Regional Firmware and Customization
While the standard firmware covers the European and North American FM bands, ADDAC offers a special version for Japan (76–96 MHz), which must be requested at purchase. This isn’t just a frequency shift—it’s a firmware-level adaptation, reflecting the company’s willingness to support niche markets. And if the black front panel doesn’t suit your rack’s aesthetic, ADDAC will make you a custom-colored one in red, green, blue, white, silver gray, yellowed silver, or bronze, with print options in black, white, or primary colors. It’s a rare level of personalization in the modular world, where most manufacturers treat panel color as fixed.
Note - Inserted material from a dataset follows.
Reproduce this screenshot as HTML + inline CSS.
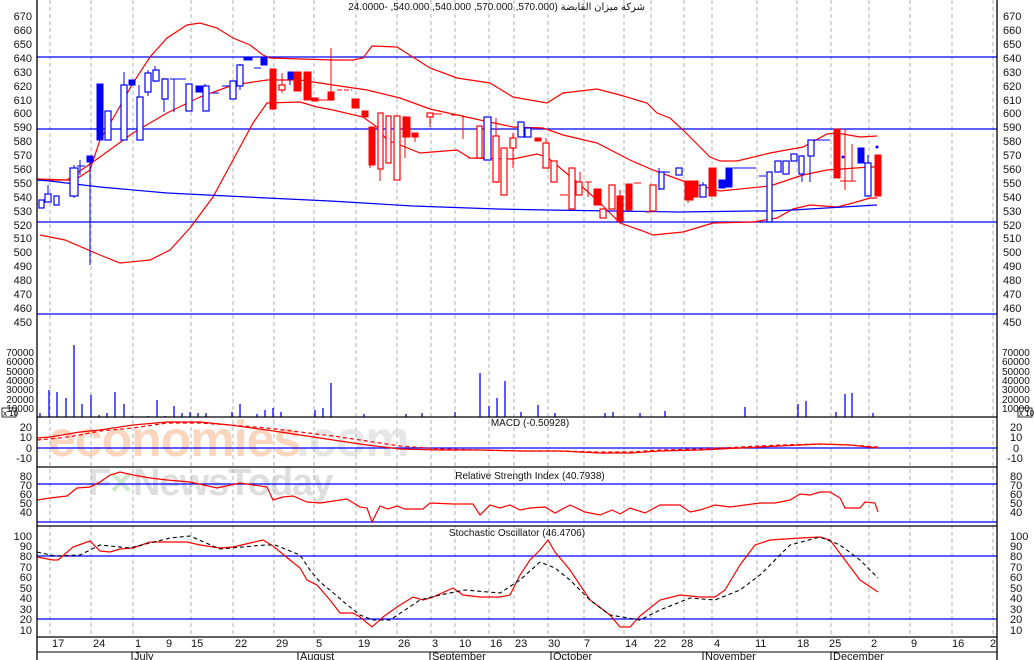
<!DOCTYPE html>
<html><head><meta charset="utf-8"><style>
html,body{margin:0;padding:0;background:#fff;}
svg{display:block;font-family:"Liberation Sans","Noto Sans CJK SC",sans-serif;}
.ax{font-size:11px;fill:#111;}
.vx{font-size:10px;fill:#111;}
.g{stroke:#b0b0b0;stroke-dasharray:4,3;stroke-width:1;}
.hb{stroke:#0000ff;stroke-width:1.3;}
.r{fill:none;stroke:#ff0000;stroke-width:1.2;}
.b{fill:none;stroke:#0000ff;stroke-width:1.2;}
.rf{fill:#ff0000;stroke:#ff0000;}
.bf{fill:#0000ff;stroke:#0000ff;}
.rh{fill:#fff;stroke:#ff0000;stroke-width:1.2;}
.bh{fill:#fff;stroke:#0000ff;stroke-width:1.2;}
</style></head><body>
<svg width="1034" height="660" viewBox="0 0 1034 660" xmlns="http://www.w3.org/2000/svg">
<rect width="1034" height="660" fill="#fff"/>
<!-- watermark -->
<text x="48" y="456" font-size="50" font-weight="bold" fill="#fad0b4" opacity="0.85" letter-spacing="-1">economies</text>
<text x="296" y="456" font-size="50" font-weight="bold" fill="#e6e6e6" letter-spacing="-1">.com</text>
<text x="88" y="495" font-size="38" font-weight="bold" fill="#e0e0e0" letter-spacing="-1">F</text>
<text x="110" y="495" font-size="38" font-weight="bold" fill="#cfe8c8">×</text>
<text x="133" y="495" font-size="38" font-weight="bold" fill="#dedede" letter-spacing="-1">NewsToday</text>
<!-- grid -->
<g class="g">
<line x1="50" y1="0" x2="50" y2="637"/><line x1="91" y1="0" x2="91" y2="637"/><line x1="133" y1="0" x2="133" y2="637"/><line x1="191" y1="0" x2="191" y2="637"/><line x1="233" y1="0" x2="233" y2="637"/><line x1="274" y1="0" x2="274" y2="637"/><line x1="314" y1="0" x2="314" y2="637"/><line x1="356" y1="0" x2="356" y2="637"/><line x1="397" y1="0" x2="397" y2="637"/><line x1="431" y1="0" x2="431" y2="637"/><line x1="455" y1="0" x2="455" y2="637"/><line x1="489" y1="0" x2="489" y2="637"/><line x1="514" y1="0" x2="514" y2="637"/><line x1="548" y1="0" x2="548" y2="637"/><line x1="584" y1="0" x2="584" y2="637"/><line x1="624" y1="0" x2="624" y2="637"/><line x1="651" y1="0" x2="651" y2="637"/><line x1="684" y1="0" x2="684" y2="637"/><line x1="712" y1="0" x2="712" y2="637"/><line x1="757" y1="0" x2="757" y2="637"/><line x1="797" y1="0" x2="797" y2="637"/><line x1="831" y1="0" x2="831" y2="637"/><line x1="869" y1="0" x2="869" y2="637"/><line x1="910" y1="0" x2="910" y2="637"/><line x1="952" y1="0" x2="952" y2="637"/><line x1="993" y1="0" x2="993" y2="637"/>
</g>
<!-- title -->
<text x="645" y="10" font-size="10" fill="#111" text-anchor="start" direction="rtl">شركة ميزان القابضة (570.000, 570.000, 540.000, 540.000, -24.0000</text>
<!-- horizontal price lines -->
<g class="hb"><line x1="37" y1="57" x2="997" y2="57"/><line x1="37" y1="129" x2="997" y2="129"/><line x1="37" y1="222" x2="997" y2="222"/><line x1="37" y1="314" x2="997" y2="314"/></g>
<!-- bollinger -->
<polyline class="r" points="37,180 75,180 90,170 100,140 115,115 133,83 150,57 167,38 187,25 200,23 217,28 233,38 250,45 263,55 270,58 333,60 353,60 363,58 372,46 397,47 430,68 457,78 490,83 513,97 547,103 563,93 597,89 620,95 647,103 657,113 670,118 683,130 710,157 720,161 737,161 770,153 803,147 827,134 837,133 860,137 877,136"/>
<polyline class="r" points="37,179 67,180 100,157 133,133 167,113 200,97 233,85 267,80 300,80 333,85 367,90 400,98 430,109 480,120 513,127 543,128 563,135 597,143 630,160 653,170 683,181 720,191 770,186 803,175 827,170 870,167 877,167"/>
<polyline class="r" points="40,235 65,240 100,255 120,263 150,260 170,250 190,228 213,197 233,160 253,123 267,103 300,102 317,107 333,110 363,117 377,127 387,140 400,145 420,153 457,150 470,158 513,159 537,154 547,157 577,182 597,200 620,223 640,230 653,235 683,232 713,223 753,222 777,218 793,209 810,205 837,207 853,203 870,198 877,198"/>
<polyline class="b" points="37,180 50,181 83,185 100,187 167,193 267,198 330,201 413,206 497,209 547,210 613,211 680,212 753,211 770,211 793,210 843,207 877,205"/>
<!-- candles -->
<g>
<rect class="bh" x="39" y="200" width="5" height="8"/>
<line x1="48" y1="185" x2="48" y2="198" stroke="#00f"/><rect class="bh" x="45" y="194" width="6" height="8"/>
<rect class="bh" x="54" y="196" width="5" height="9"/>
<line x1="74" y1="165" x2="74" y2="198" stroke="#00f"/><rect class="bh" x="70" y="168" width="8" height="28"/>
<line x1="80" y1="160" x2="80" y2="175" stroke="#00f"/><line x1="77" y1="166" x2="85" y2="166" stroke="#00f"/>
<line x1="90" y1="156" x2="90" y2="265" stroke="#00f"/><rect class="bf" x="87" y="156" width="6" height="6"/>
<rect class="bf" x="97" y="84" width="6" height="56"/>
<rect class="bh" x="105" y="111" width="6" height="29"/>
<line x1="124" y1="72" x2="124" y2="140" stroke="#00f"/><rect class="bh" x="121" y="85" width="6" height="55"/>
<rect class="bf" x="129" y="80" width="6" height="5"/>
<line x1="139" y1="85" x2="139" y2="140" stroke="#00f"/><rect class="bh" x="137" y="97" width="6" height="43"/>
<line x1="148" y1="70" x2="148" y2="96" stroke="#00f"/><rect class="bh" x="145" y="73" width="6" height="19"/>
<line x1="155" y1="66" x2="155" y2="82" stroke="#00f"/><rect class="bh" x="153" y="70" width="6" height="11"/>
<line x1="164" y1="78" x2="164" y2="112" stroke="#00f"/><rect class="bh" x="162" y="79" width="6" height="20"/>
<line x1="170" y1="79" x2="180" y2="79" stroke="#00f"/><line x1="174" y1="79" x2="174" y2="112" stroke="#00f"/>
<line x1="177" y1="79" x2="186" y2="79" stroke="#00f"/>
<rect class="bh" x="186" y="84" width="6" height="27"/>
<rect class="bf" x="196" y="86" width="7" height="6"/>
<line x1="205" y1="84" x2="205" y2="111" stroke="#00f"/><rect class="bh" x="203" y="86" width="6" height="25"/>
<line x1="212" y1="93" x2="219" y2="93" stroke="#00f"/>
<line x1="222" y1="86" x2="229" y2="86" stroke="#00f"/>
<rect class="bh" x="230" y="81" width="6" height="18"/>
<line x1="240" y1="64" x2="240" y2="90" stroke="#00f"/><rect class="bh" x="237" y="65" width="6" height="21"/>
<rect class="bf" x="244" y="57" width="8" height="3"/>
<line x1="254" y1="68" x2="261" y2="68" stroke="#00f"/>
<rect class="bf" x="261" y="57" width="6" height="8"/>
<line x1="273" y1="69" x2="273" y2="110" stroke="#f00"/><rect class="rf" x="270" y="69" width="6" height="40"/>
<line x1="282" y1="73" x2="282" y2="93" stroke="#f00"/><rect class="rh" x="279" y="85" width="6" height="5"/>
<line x1="290" y1="72" x2="290" y2="85" stroke="#00f"/><rect class="bf" x="288" y="72" width="7" height="7"/>
<rect class="rf" x="294" y="72" width="7" height="19"/>
<rect class="rf" x="304" y="72" width="7" height="28"/>
<rect class="rf" x="312" y="98" width="6" height="3"/>
<line x1="318" y1="100" x2="328" y2="100" stroke="#f00"/>
<line x1="331" y1="48" x2="331" y2="101" stroke="#f00"/><rect class="rf" x="328" y="92" width="6" height="8"/>
<line x1="337" y1="90" x2="352" y2="90" stroke="#f00" stroke-dasharray="5,2"/>
<rect class="rf" x="352" y="99" width="7" height="9"/>
<rect class="rf" x="362" y="111" width="6" height="6"/>
<line x1="370" y1="127" x2="370" y2="168" stroke="#f00"/><rect class="rf" x="369" y="127" width="6" height="38"/>
<line x1="380" y1="113" x2="380" y2="181" stroke="#f00"/><rect class="rh" x="378" y="113" width="5" height="56"/>
<line x1="390" y1="116" x2="390" y2="163" stroke="#f00"/><rect class="rh" x="386" y="116" width="5" height="47"/>
<rect class="rh" x="394" y="116" width="6" height="64"/>
<line x1="405" y1="116" x2="405" y2="158" stroke="#f00"/><rect class="rf" x="403" y="117" width="7" height="20"/>
<line x1="415" y1="133" x2="415" y2="142" stroke="#f00"/><rect class="rf" x="412" y="133" width="6" height="4"/>
<line x1="430" y1="113" x2="430" y2="127" stroke="#f00"/><rect class="rh" x="427" y="113" width="6" height="4"/>
<line x1="433" y1="114" x2="442" y2="114" stroke="#f00"/>
<line x1="451" y1="115" x2="460" y2="115" stroke="#f00"/>
<line x1="463" y1="115" x2="463" y2="139" stroke="#f00"/>
<line x1="468" y1="158" x2="474" y2="158" stroke="#f00"/>
<rect class="rh" x="477" y="126" width="5" height="32"/>
<rect class="bh" x="484" y="117" width="7" height="43"/>
<line x1="496" y1="118" x2="496" y2="183" stroke="#f00"/><rect class="rh" x="493" y="136" width="6" height="46"/>
<rect class="rh" x="501" y="148" width="6" height="47"/>
<line x1="513" y1="133" x2="513" y2="168" stroke="#f00"/><rect class="rh" x="510" y="138" width="6" height="10"/>
<rect class="bh" x="518" y="122" width="6" height="15"/>
<rect class="bh" x="525" y="128" width="6" height="9"/>
<rect class="rf" x="535" y="138" width="6" height="3"/>
<line x1="546" y1="138" x2="546" y2="168" stroke="#f00"/><rect class="rh" x="543" y="143" width="6" height="25"/>
<rect class="rh" x="551" y="161" width="6" height="21"/>
<line x1="560" y1="195" x2="568" y2="195" stroke="#f00"/>
<rect class="rh" x="569" y="168" width="6" height="41"/>
<line x1="580" y1="172" x2="580" y2="195" stroke="#f00"/><rect class="rh" x="576" y="182" width="6" height="13"/>
<line x1="585" y1="182" x2="592" y2="182" stroke="#f00"/><line x1="588" y1="182" x2="588" y2="197" stroke="#f00"/>
<rect class="rf" x="594" y="189" width="7" height="16"/>
<rect class="rh" x="600" y="209" width="6" height="9"/>
<rect class="rh" x="609" y="185" width="6" height="24"/>
<line x1="620" y1="190" x2="620" y2="222" stroke="#f00"/><rect class="rf" x="617" y="196" width="6" height="25"/>
<rect class="rf" x="626" y="184" width="6" height="26"/>
<line x1="634" y1="183" x2="641" y2="183" stroke="#f00"/>
<line x1="645" y1="212" x2="650" y2="212" stroke="#f00"/>
<rect class="rh" x="650" y="185" width="6" height="26"/>
<line x1="659" y1="168" x2="659" y2="190" stroke="#00f"/><rect class="bh" x="659" y="172" width="5" height="17"/>
<line x1="664" y1="172" x2="670" y2="172" stroke="#00f"/><rect class="bh" x="676" y="168" width="6" height="7"/>
<line x1="688" y1="181" x2="688" y2="203" stroke="#f00"/><rect class="rf" x="685" y="181" width="8" height="19"/>
<rect class="rf" x="692" y="181" width="6" height="16"/>
<line x1="703" y1="182" x2="703" y2="197" stroke="#00f"/><rect class="bh" x="700" y="185" width="6" height="12"/>
<rect class="rf" x="709" y="168" width="7" height="28"/>
<rect class="bf" x="719" y="180" width="6" height="8"/>
<line x1="730" y1="168" x2="730" y2="187" stroke="#00f"/><rect class="bf" x="726" y="168" width="6" height="19"/>
<line x1="733" y1="168" x2="742" y2="168" stroke="#00f"/>
<line x1="742" y1="168" x2="756" y2="168" stroke="#00f"/>
<line x1="759" y1="176" x2="766" y2="176" stroke="#00f"/>
<rect class="bh" x="767" y="172" width="5" height="50"/>
<rect class="bh" x="775" y="161" width="6" height="11"/>
<rect class="bh" x="783" y="161" width="6" height="13"/>
<rect class="bh" x="791" y="154" width="6" height="7"/>
<line x1="802" y1="155" x2="802" y2="182" stroke="#00f"/><rect class="bh" x="799" y="156" width="5" height="18"/>
<line x1="810" y1="140" x2="810" y2="182" stroke="#00f"/><rect class="bh" x="808" y="140" width="6" height="16"/>
<line x1="814" y1="140" x2="830" y2="140" stroke="#00f"/>
<rect class="rf" x="834" y="129" width="6" height="49"/>
<line x1="845" y1="129" x2="845" y2="190" stroke="#f00"/><line x1="840" y1="181" x2="848" y2="181" stroke="#f00"/><circle cx="843" cy="157" r="1.5" fill="#00f"/>
<line x1="852" y1="144" x2="852" y2="181" stroke="#f00"/><line x1="847" y1="181" x2="856" y2="181" stroke="#f00"/>
<rect class="bf" x="858" y="148" width="6" height="15"/>
<line x1="868" y1="155" x2="868" y2="196" stroke="#00f"/><rect class="bh" x="865" y="163" width="6" height="33"/>
<circle cx="877" cy="147" r="1.5" fill="#00f"/>
<rect class="rf" x="875" y="155" width="6" height="41"/>
</g>
<!-- volume -->
<g stroke="#0000ff" stroke-width="1.3">
<line x1="40" y1="417" x2="40" y2="413"/><line x1="49" y1="417" x2="49" y2="390"/><line x1="57" y1="417" x2="57" y2="392"/><line x1="66" y1="417" x2="66" y2="398"/><line x1="74" y1="417" x2="74" y2="345"/><line x1="82" y1="417" x2="82" y2="404"/><line x1="91" y1="417" x2="91" y2="395"/><line x1="99" y1="417" x2="99" y2="415"/><line x1="107" y1="417" x2="107" y2="413"/><line x1="115" y1="417" x2="115" y2="392"/><line x1="124" y1="417" x2="124" y2="404"/><line x1="132" y1="417" x2="132" y2="416"/><line x1="148" y1="417" x2="148" y2="416"/><line x1="157" y1="417" x2="157" y2="400"/><line x1="165" y1="417" x2="165" y2="416"/><line x1="174" y1="417" x2="174" y2="406"/><line x1="182" y1="417" x2="182" y2="413"/><line x1="190" y1="417" x2="190" y2="412"/><line x1="198" y1="417" x2="198" y2="413"/><line x1="206" y1="417" x2="206" y2="413"/><line x1="232" y1="417" x2="232" y2="412"/><line x1="240" y1="417" x2="240" y2="404"/><line x1="257" y1="417" x2="257" y2="414"/><line x1="265" y1="417" x2="265" y2="410"/><line x1="273" y1="417" x2="273" y2="408"/><line x1="281" y1="417" x2="281" y2="412"/><line x1="315" y1="417" x2="315" y2="410"/><line x1="323" y1="417" x2="323" y2="408"/><line x1="331" y1="417" x2="331" y2="383"/><line x1="364" y1="417" x2="364" y2="414"/><line x1="406" y1="417" x2="406" y2="414"/><line x1="422" y1="417" x2="422" y2="413"/><line x1="455" y1="417" x2="455" y2="412"/><line x1="480" y1="417" x2="480" y2="373"/><line x1="489" y1="417" x2="489" y2="406"/><line x1="497" y1="417" x2="497" y2="398"/><line x1="505" y1="417" x2="505" y2="381"/><line x1="521" y1="417" x2="521" y2="412"/><line x1="538" y1="417" x2="538" y2="405"/><line x1="555" y1="417" x2="555" y2="413"/><line x1="605" y1="417" x2="605" y2="413"/><line x1="613" y1="417" x2="613" y2="412"/><line x1="640" y1="417" x2="640" y2="413"/><line x1="665" y1="417" x2="665" y2="411"/><line x1="745" y1="417" x2="745" y2="407"/><line x1="798" y1="417" x2="798" y2="404"/><line x1="806" y1="417" x2="806" y2="401"/><line x1="836" y1="417" x2="836" y2="412"/><line x1="845" y1="417" x2="845" y2="394"/><line x1="852" y1="417" x2="852" y2="393"/><line x1="873" y1="417" x2="873" y2="413"/>
</g>
<!-- panel separators -->
<g stroke="#000" stroke-width="1.3"><line x1="37" y1="417" x2="997" y2="417"/><line x1="37" y1="467" x2="997" y2="467"/><line x1="37" y1="526" x2="997" y2="526"/><line x1="37" y1="637" x2="997" y2="637"/></g>
<rect x="2" y="408" width="14" height="9" fill="#fff" stroke="#000" stroke-width="0.8"/><text x="3" y="416" font-size="8" fill="#000">x 10</text>
<rect x="1018" y="408" width="14" height="9" fill="#fff" stroke="#000" stroke-width="0.8"/><text x="1019" y="416" font-size="8" fill="#000">x 10</text>
<!-- MACD -->
<line x1="37" y1="448" x2="997" y2="448" class="hb"/>
<polyline class="r" points="37,438 50,437 80,432 100,430 133,425 167,422 200,422 230,425 267,430 300,435 333,440 367,445 400,449 440,450 480,450 520,451 560,451 600,453 630,453 660,451 700,450 740,448 780,446 820,444 850,445 878,448"/>
<polyline class="r" stroke-dasharray="4,3" points="37,440 60,438 80,435 100,431 133,428 167,423 200,423 230,425 267,428 300,432 333,436 367,441 400,446 440,449 480,450 520,451 560,451 600,452 630,452 660,450 700,449 740,447 780,445 820,444 850,445 878,447"/>
<text x="530" y="426" font-size="10" fill="#111" text-anchor="middle">MACD (-0.50928)</text>
<!-- RSI -->
<line x1="37" y1="484" x2="997" y2="484" class="hb"/><line x1="37" y1="522" x2="997" y2="522" class="hb"/>
<polyline class="r" points="37,500 50,498 67,496 77,488 90,487 100,482 110,475 120,472 133,475 150,478 167,480 190,482 217,488 240,483 267,487 273,500 283,497 293,496 307,502 320,503 347,499 360,507 367,508 372,522 380,506 388,509 397,506 405,509 423,509 430,503 453,504 473,504 480,515 490,505 500,508 510,505 520,510 530,508 545,507 555,513 570,505 585,512 600,515 612,510 620,514 630,508 645,513 660,505 680,505 690,512 700,510 715,505 730,507 745,505 760,503 775,503 790,500 800,494 810,495 820,492 830,492 840,498 845,508 860,508 865,502 875,503 878,512"/>
<text x="530" y="479" font-size="10" fill="#111" text-anchor="middle">Relative Strength Index (40.7938)</text>
<!-- Stochastic -->
<line x1="37" y1="556" x2="997" y2="556" class="hb"/><line x1="37" y1="619" x2="997" y2="619" class="hb"/>
<polyline class="r" points="37,557 53,560 58,560 73,547 90,541 100,551 110,552 120,549 133,548 150,542 167,542 187,542 200,545 220,548 233,547 250,543 263,540 273,546 290,560 300,568 307,580 317,585 330,600 340,613 353,613 360,617 372,627 383,617 397,607 413,597 423,600 433,597 453,588 463,595 480,597 500,597 510,595 520,575 530,560 540,550 548,540 555,552 570,570 590,600 610,615 620,627 630,627 640,616 660,600 680,595 700,597 715,597 725,590 740,565 755,545 770,540 800,538 820,537 830,540 845,560 860,580 878,592"/>
<polyline fill="none" stroke="#000" stroke-width="1.1" stroke-dasharray="4,3" points="37,552 55,556 80,555 100,545 130,548 170,538 190,536 220,549 265,545 275,545 300,555 310,570 320,582 330,590 345,603 360,615 373,620 390,620 420,600 440,595 465,590 500,593 520,580 540,562 555,568 570,580 590,600 610,615 640,620 660,610 690,598 715,600 740,590 760,575 790,545 820,537 840,545 860,560 878,578"/>
<text x="517" y="536" font-size="10" fill="#111" text-anchor="middle">Stochastic Oscillator (46.4706)</text>
<!-- axes -->
<g stroke="#000" stroke-width="1.3"><line x1="37" y1="0" x2="37" y2="660"/><line x1="997" y1="0" x2="997" y2="660"/><line x1="37" y1="652" x2="997" y2="652" stroke-width="1"/></g>
<g class="ax" text-anchor="end">
<text x="32" y="20">670</text><text x="32" y="34">660</text><text x="32" y="48">650</text><text x="32" y="62">640</text><text x="32" y="76">630</text><text x="32" y="90">620</text><text x="32" y="104">610</text><text x="32" y="117">600</text><text x="32" y="131">590</text><text x="32" y="145">580</text><text x="32" y="159">570</text><text x="32" y="173">560</text><text x="32" y="187">550</text><text x="32" y="201">540</text><text x="32" y="215">530</text><text x="32" y="229">520</text><text x="32" y="242">510</text><text x="32" y="256">500</text><text x="32" y="270">490</text><text x="32" y="284">480</text><text x="32" y="298">470</text><text x="32" y="312">460</text><text x="32" y="326">450</text>
<text x="32" y="431">20</text><text x="32" y="441">10</text><text x="32" y="452">0</text><text x="32" y="462">-10</text>
<text x="32" y="480">80</text><text x="32" y="489">70</text><text x="32" y="498">60</text><text x="32" y="507">50</text><text x="32" y="516">40</text>
<text x="32" y="540">100</text><text x="32" y="550">90</text><text x="32" y="560">80</text><text x="32" y="571">70</text><text x="32" y="581">60</text><text x="32" y="592">50</text><text x="32" y="602">40</text><text x="32" y="613">30</text><text x="32" y="623">20</text><text x="32" y="634">10</text>
</g>
<g class="vx" text-anchor="end">
<text x="34" y="356">70000</text><text x="34" y="365">60000</text><text x="34" y="375">50000</text><text x="34" y="384">40000</text><text x="34" y="393">30000</text><text x="34" y="403">20000</text><text x="34" y="412">10000</text>
</g>
<g class="vx">
<text x="1002" y="356">70000</text><text x="1002" y="365">60000</text><text x="1002" y="375">50000</text><text x="1002" y="384">40000</text><text x="1002" y="393">30000</text><text x="1002" y="403">20000</text><text x="1002" y="412">10000</text>
</g>
<g class="ax">
<text x="1003" y="20">670</text><text x="1003" y="34">660</text><text x="1003" y="48">650</text><text x="1003" y="62">640</text><text x="1003" y="76">630</text><text x="1003" y="90">620</text><text x="1003" y="104">610</text><text x="1003" y="117">600</text><text x="1003" y="131">590</text><text x="1003" y="145">580</text><text x="1003" y="159">570</text><text x="1003" y="173">560</text><text x="1003" y="187">550</text><text x="1003" y="201">540</text><text x="1003" y="215">530</text><text x="1003" y="229">520</text><text x="1003" y="242">510</text><text x="1003" y="256">500</text><text x="1003" y="270">490</text><text x="1003" y="284">480</text><text x="1003" y="298">470</text><text x="1003" y="312">460</text><text x="1003" y="326">450</text>
<text x="1010" y="431">20</text><text x="1010" y="441">10</text><text x="1013" y="452">0</text><text x="1007" y="462">-10</text>
<text x="1010" y="480">80</text><text x="1010" y="489">70</text><text x="1010" y="498">60</text><text x="1010" y="507">50</text><text x="1010" y="516">40</text>
<text x="1010" y="540">100</text><text x="1010" y="550">90</text><text x="1010" y="560">80</text><text x="1010" y="571">70</text><text x="1010" y="581">60</text><text x="1010" y="592">50</text><text x="1010" y="602">40</text><text x="1010" y="613">30</text><text x="1010" y="623">20</text><text x="1010" y="634">10</text>
</g>
<!-- date axis -->
<g class="ax">
<text x="52" y="647">17</text><text x="93" y="647">24</text><text x="135" y="647">1</text><text x="166" y="647">9</text><text x="191" y="647">15</text><text x="235" y="647">22</text><text x="276" y="647">29</text><text x="316" y="647">5</text><text x="358" y="647">19</text><text x="398" y="647">26</text><text x="432" y="647">3</text><text x="459" y="647">10</text><text x="490" y="647">16</text><text x="515" y="647">23</text><text x="548" y="647">30</text><text x="584" y="647">7</text><text x="625" y="647">14</text><text x="654" y="647">22</text><text x="681" y="647">28</text><text x="714" y="647">4</text><text x="755" y="647">11</text><text x="797" y="647">18</text><text x="829" y="647">25</text><text x="871" y="647">2</text><text x="911" y="647">9</text><text x="952" y="647">16</text><text x="990" y="647">2</text>
<text x="134" y="660">July</text><text x="300" y="660">August</text><text x="432" y="660">September</text><text x="553" y="660">October</text><text x="705" y="660">November</text><text x="833" y="660">December</text>
</g>
<g stroke="#000"><line x1="132" y1="652" x2="132" y2="660"/><line x1="298" y1="652" x2="298" y2="660"/><line x1="430" y1="652" x2="430" y2="660"/><line x1="551" y1="652" x2="551" y2="660"/><line x1="703" y1="652" x2="703" y2="660"/><line x1="831" y1="652" x2="831" y2="660"/></g>
</svg>
</body></html>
The lead time is 4–6 weeks, and it’s not cheap, but for builders who treat their racks like instruments and installations, it’s a welcome option.
Historical Context
The ADDAC102 exists in a lineage of radio-based sound art that stretches back to Alvin Lucier’s I Am Sitting in a Room and the BBC Radiophonic Workshop’s tape manipulations. But in the context of modern Eurorack, it answers a specific aesthetic gap: the clinical precision of digital oscillators and sequencers often lacks the unpredictability of the real world. While modules like noise generators and sample players can simulate randomness, they’re still bounded by internal logic. The ADDAC102 bypasses that entirely. It’s not generating randomness—it’s harvesting it. At a time when modular systems are increasingly software-defined and internally consistent, the ADDAC102 is a deliberate vulnerability, a way to let the world interfere. It’s not the first radio module (Mutable Instruments’ Elements had a radio-inspired mode, and some DIY kits exist), but it’s the first commercially available Eurorack module to offer full voltage control over FM tuning, stereo output, and skiff-friendly packaging. That combination makes it a standout in a market that often prioritizes synthesis over reception.
Collectibility & Value
The ADDAC102 is too new to be considered vintage in the traditional sense, but its collectibility is already evident in niche circles. At €315 new, it’s not cheap for an 8 HP module, but its utility as both a sound source and a performance tool justifies the price for many. Used units trade for €250–€280 depending on condition, with custom panels commanding small premiums. Failures are rare—there are no moving parts, and the circuit is straightforward—but the 2.5mm antenna jack is delicate and can break if tugged. The module draws 100mA, which is moderate but worth noting in power-limited systems. No firmware updates or recalls have been reported, and ADDAC’s support is responsive for regional firmware requests. When buying used, verify that the jumper settings match your region and that the CV inputs respond linearly—some early units had minor calibration drift, though this is uncommon. The biggest risk isn’t technical—it’s conceptual. If you’re looking for a stable, predictable oscillator, this isn’t it. But if you want something that can surprise you, that might pick up a weather report in Portuguese during a live set, then the ADDAC102 is worth every euro.